What is good for the United States and Europe – less imported oil and gas and lower prices for both – is bad news for some of the one-product wonders in Africa, the Middle East and Latin America. The power-and-income shift away from the traditional energy exporters to gluttonous energy consumers could trigger potentially dire economic and social consequences in the exporting countries, especially the ones with undiversified economies. The world saw what plummeting personal incomes and national wealth did to Greece. The same, or worse, could occur in the developing world's oil-pumping economies.

For Americans, the shale revolution is the most thrilling news since the invention of the propane barbecue, in spite of legitimate concerns about groundwater contamination from "fracking" – the hydraulic cracking of shale-rock formations to release hydrocarbons – and methane release from wells. The shale drilling and production has created vast numbers of jobs, turned struggling states, like North Dakota, into mini Saudi Arabias and attracted industries, like chemical and fertilizer producers, that require cheap hydrocarbons to thrive.

Most of all, it has drastically cut the American oil import bill. Thanks to the shale-drilling bonanza, U.S. crude oil production grew by more than one million barrels a day – equivalent to 14 per cent of output – in 2012, the biggest increase ever, according to the latest edition of BP's Statistical Review of World Energy, published this week.

Surging oil and gas production has allowed the United States to reduce oil imports to 7.5 million barrels a day from a peak of 12.5 million. The International Energy Agency predicted the United States will become the world's biggest oil producer by 2020, overtaking Saudi Arabia and Russia. The American gas glut could soon turn the United States into a liquefied natural gas (LNG) exporter and the American trucking industry, probably the world's biggest single consumer of diesel fuel, is talking about converting its fleet to natural gas.

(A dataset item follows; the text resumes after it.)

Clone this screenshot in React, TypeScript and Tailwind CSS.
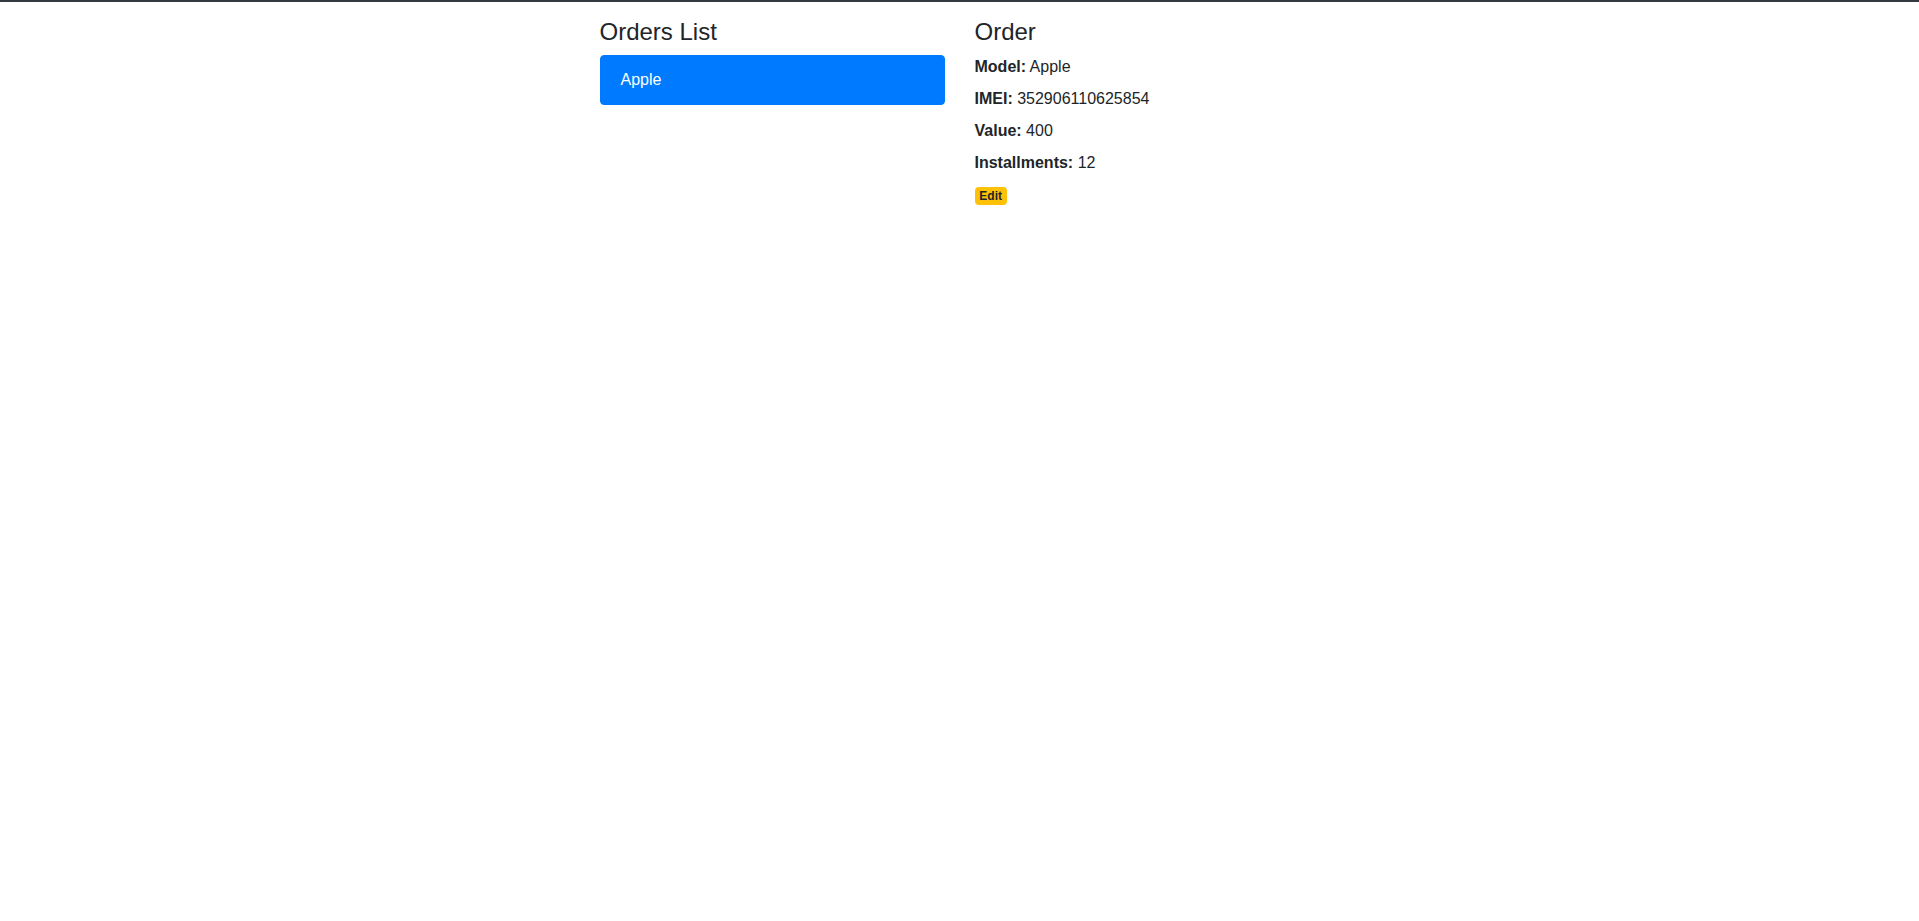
import React from "react";

export default function App() {
  return (
    <div className="min-h-screen bg-white font-['Liberation_Sans',Arial,sans-serif] text-base leading-6 text-[#212529]">
      <div className="h-[2px] bg-[#343a40]" />
      <div className="mx-auto mt-4 flex max-w-[750px]">
        <div className="w-1/2 px-[15px]">
          <h4 className="mb-2 text-2xl font-medium leading-[1.2]">Orders List</h4>
          <ul className="flex flex-col">
            <li className="rounded-[4px] border border-[#007bff] bg-[#007bff] px-5 py-3 text-white">
              Apple
            </li>
          </ul>
        </div>
        <div className="w-1/2 px-[15px]">
          <h4 className="mb-2 text-2xl font-medium leading-[1.2]">Order</h4>
          <div className="pb-2">
            <strong className="font-bold">Model:</strong> Apple
          </div>
          <div className="pb-2">
            <strong className="font-bold">IMEI:</strong> 352906110625854
          </div>
          <div className="pb-2">
            <strong className="font-bold">Value:</strong> 400
          </div>
          <div className="pb-2">
            <strong className="font-bold">Installments:</strong> 12
          </div>
          <button className="mt-[4px] inline-block rounded-[4px] bg-[#ffc107] px-[4.8px] py-[3px] text-xs font-bold leading-none text-[#212529]">
            Edit
          </button>
        </div>
      </div>
    </div>
  );
}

If you are sitting in Nigeria, Egypt, Algeria, Mexico or Venezuela, you would be watching the American gusher with white-knuckle fear while putting on a brave face and praying that China will somehow take up the slack. These countries, and others, have been using rising exports and prices to finance food imports and social programs, attract investment from exchange-listed energy companies and buy political popularity (a trick Libyan strongman Moammar Gadhafi pulled off for decades, until he took a bullet during the 2011 revolution).

If demand for their energy exports wanes, taking prices down with it, the leaders of these countries are going to have to rethink their economic and social policies in a hurry. But with no fallback industries, there is no ready solution.

Already, some oil-exporting countries are feeling the pinch, a situation made worse by the natural decline in production in some of their old fields. According to the Energy Economist, Mexican oil exports to the United States have decreased to 972,000 barrels a day in 2012 from a peak of 1.6 million in 2004. The United States is importing almost 700,000 fewer barrels a day of Nigerian oil than it did in 2007. Imports from Algeria and Angola are also down a lot.

Some of these countries face lower energy-export revenues just when they need ever-rising amounts of income to keep their citizens fed. Take Nigeria. Its population has gone from about 90 million in 1991 to about 170 million. By 2050, the population will be 300 million or more. Egypt's population is also rising at staggering rates. At the same time, climate change threatens to reduce farm yields, especially in water-scarce North Africa and the Middle East.

All of this is a recipe for political, social and economic turmoil. When the United States relied heavily on imported energy, it was not in its best interests to see the exporting countries fall apart. Now that it is on its way to energy self-sufficiency, it may not care what happens in those countries. The American shale revolution could trigger ugly revolutions elsewhere.